Said Edmonton Mayor Stephen Mandel, “we are fortunate to share in the diverse cultural, social and economic contributions that our Aboriginal population brings to our city. The support of all orders of government is very much in the spirit of Wicihitowin and will help ensure that Aboriginal people have a strong voice in our city’s future.”

Veteran Edmonton City Councillor Ron Hayter—long a vigorous champion for Aboriginal people—calls the new initiative a breakthrough, a change from governments having ultimate say over Aboriginal programs and policies.

Hayter said the greatest achievement could be having the many groups and governments work efficiently, all in one direction, rather than the city setting its course, and Aboriginals setting their own course.

“My children don’t just want survive, they want to thrive,” says Joy Sinclair, Wicihitowin president and co-chair (with Faye Dewar).

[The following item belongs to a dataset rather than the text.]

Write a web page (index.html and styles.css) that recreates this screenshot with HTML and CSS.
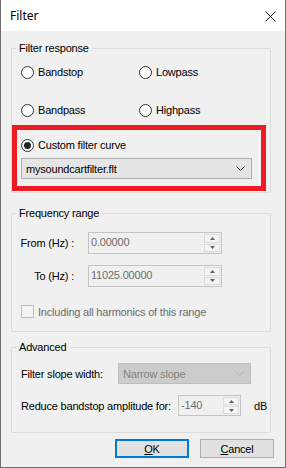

“We, as urban Aboriginal people, have never before come together in this way to help address the specific concerns and issues of Aboriginal people in the city of Edmonton.

“The voice of Joy Sinclair is at the table,” she told the Edmonton Journal. “That never was the case before , to have community voices actively being a part of decision-making on our own behalf, actively working in partnership, and that’s what Wicihitowin’s all about.

Alberta has an estimated Aboriginal population of almost 250,000, with two-thirds of them living in urban centres, and 52,000 of those in Edmonton, giving it the second-largest Aboriginal urban population in Canada next to Winnipeg, according to Zwozdesky.

“That’s up 56 per cent from just over 10 years ago, so you can see how quickly this is climbing.”